# [Recorded information]

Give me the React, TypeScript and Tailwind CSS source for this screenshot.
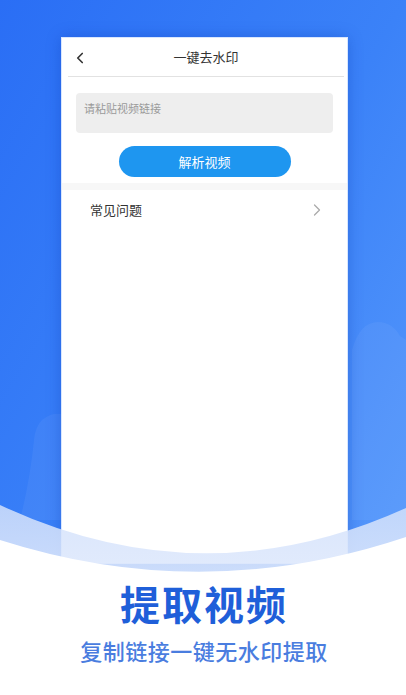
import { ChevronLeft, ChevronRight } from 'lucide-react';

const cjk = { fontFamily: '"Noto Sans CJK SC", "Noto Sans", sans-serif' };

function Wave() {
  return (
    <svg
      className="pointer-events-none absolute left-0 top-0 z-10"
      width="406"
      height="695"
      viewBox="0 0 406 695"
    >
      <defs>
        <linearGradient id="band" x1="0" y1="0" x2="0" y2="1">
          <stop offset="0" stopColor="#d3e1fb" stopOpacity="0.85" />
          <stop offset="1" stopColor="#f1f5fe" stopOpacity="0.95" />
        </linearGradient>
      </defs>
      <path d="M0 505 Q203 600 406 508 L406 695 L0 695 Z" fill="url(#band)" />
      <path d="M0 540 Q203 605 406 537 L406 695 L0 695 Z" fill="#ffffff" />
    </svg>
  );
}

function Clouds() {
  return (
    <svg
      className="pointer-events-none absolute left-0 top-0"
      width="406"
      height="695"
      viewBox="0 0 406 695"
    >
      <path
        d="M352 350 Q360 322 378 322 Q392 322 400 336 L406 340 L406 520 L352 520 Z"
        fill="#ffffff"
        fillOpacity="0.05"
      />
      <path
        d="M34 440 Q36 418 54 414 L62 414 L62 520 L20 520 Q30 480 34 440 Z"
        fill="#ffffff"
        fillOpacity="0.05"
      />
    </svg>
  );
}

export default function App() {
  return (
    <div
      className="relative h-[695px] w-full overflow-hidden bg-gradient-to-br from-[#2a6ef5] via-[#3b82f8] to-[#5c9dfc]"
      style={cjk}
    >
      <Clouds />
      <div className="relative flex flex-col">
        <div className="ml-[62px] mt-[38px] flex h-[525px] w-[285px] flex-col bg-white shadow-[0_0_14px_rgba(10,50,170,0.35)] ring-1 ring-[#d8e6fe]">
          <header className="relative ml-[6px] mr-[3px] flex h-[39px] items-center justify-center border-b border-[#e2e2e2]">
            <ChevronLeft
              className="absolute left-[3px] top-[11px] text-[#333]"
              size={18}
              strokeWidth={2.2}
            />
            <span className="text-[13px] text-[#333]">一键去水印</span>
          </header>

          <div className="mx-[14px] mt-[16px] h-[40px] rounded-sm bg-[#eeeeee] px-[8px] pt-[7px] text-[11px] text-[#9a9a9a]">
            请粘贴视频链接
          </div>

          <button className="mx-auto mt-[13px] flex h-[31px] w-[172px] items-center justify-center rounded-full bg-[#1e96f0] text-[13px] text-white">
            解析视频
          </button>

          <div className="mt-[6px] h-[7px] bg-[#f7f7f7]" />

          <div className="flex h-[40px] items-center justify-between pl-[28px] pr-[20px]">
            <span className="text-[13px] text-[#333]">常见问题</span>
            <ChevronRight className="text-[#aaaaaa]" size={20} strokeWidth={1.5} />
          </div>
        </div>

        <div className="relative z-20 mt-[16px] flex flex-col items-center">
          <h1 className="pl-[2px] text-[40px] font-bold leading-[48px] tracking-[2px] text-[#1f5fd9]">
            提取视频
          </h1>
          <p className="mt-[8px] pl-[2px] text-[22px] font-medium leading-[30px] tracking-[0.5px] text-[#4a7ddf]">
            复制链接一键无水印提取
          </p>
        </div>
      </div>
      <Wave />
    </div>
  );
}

# [Task requirements]
Copy out the whole listing exactly, and don't carry over any pictures.

# [Result of this exercise]
Give me the React, TypeScript and Tailwind CSS source for this screenshot.
import { ChevronLeft, ChevronRight } from 'lucide-react';

const cjk = { fontFamily: '"Noto Sans CJK SC", "Noto Sans", sans-serif' };

function Wave() {
  return (
    <svg
      className="pointer-events-none absolute left-0 top-0 z-10"
      width="406"
      height="695"
      viewBox="0 0 406 695"
    >
      <defs>
        <linearGradient id="band" x1="0" y1="0" x2="0" y2="1">
          <stop offset="0" stopColor="#d3e1fb" stopOpacity="0.85" />
          <stop offset="1" stopColor="#f1f5fe" stopOpacity="0.95" />
        </linearGradient>
      </defs>
      <path d="M0 505 Q203 600 406 508 L406 695 L0 695 Z" fill="url(#band)" />
      <path d="M0 540 Q203 605 406 537 L406 695 L0 695 Z" fill="#ffffff" />
    </svg>
  );
}

function Clouds() {
  return (
    <svg
      className="pointer-events-none absolute left-0 top-0"
      width="406"
      height="695"
      viewBox="0 0 406 695"
    >
      <path
        d="M352 350 Q360 322 378 322 Q392 322 400 336 L406 340 L406 520 L352 520 Z"
        fill="#ffffff"
        fillOpacity="0.05"
      />
      <path
        d="M34 440 Q36 418 54 414 L62 414 L62 520 L20 520 Q30 480 34 440 Z"
        fill="#ffffff"
        fillOpacity="0.05"
      />
    </svg>
  );
}

export default function App() {
  return (
    <div
      className="relative h-[695px] w-full overflow-hidden bg-gradient-to-br from-[#2a6ef5] via-[#3b82f8] to-[#5c9dfc]"
      style={cjk}
    >
      <Clouds />
      <div className="relative flex flex-col">
        <div className="ml-[62px] mt-[38px] flex h-[525px] w-[285px] flex-col bg-white shadow-[0_0_14px_rgba(10,50,170,0.35)] ring-1 ring-[#d8e6fe]">
          <header className="relative ml-[6px] mr-[3px] flex h-[39px] items-center justify-center border-b border-[#e2e2e2]">
            <ChevronLeft
              className="absolute left-[3px] top-[11px] text-[#333]"
              size={18}
              strokeWidth={2.2}
            />
            <span className="text-[13px] text-[#333]">一键去水印</span>
          </header>

          <div className="mx-[14px] mt-[16px] h-[40px] rounded-sm bg-[#eeeeee] px-[8px] pt-[7px] text-[11px] text-[#9a9a9a]">
            请粘贴视频链接
          </div>

          <button className="mx-auto mt-[13px] flex h-[31px] w-[172px] items-center justify-center rounded-full bg-[#1e96f0] text-[13px] text-white">
            解析视频
          </button>

          <div className="mt-[6px] h-[7px] bg-[#f7f7f7]" />

          <div className="flex h-[40px] items-center justify-between pl-[28px] pr-[20px]">
            <span className="text-[13px] text-[#333]">常见问题</span>
            <ChevronRight className="text-[#aaaaaa]" size={20} strokeWidth={1.5} />
          </div>
        </div>

        <div className="relative z-20 mt-[16px] flex flex-col items-center">
          <h1 className="pl-[2px] text-[40px] font-bold leading-[48px] tracking-[2px] text-[#1f5fd9]">
            提取视频
          </h1>
          <p className="mt-[8px] pl-[2px] text-[22px] font-medium leading-[30px] tracking-[0.5px] text-[#4a7ddf]">
            复制链接一键无水印提取
          </p>
        </div>
      </div>
      <Wave />
    </div>
  );
}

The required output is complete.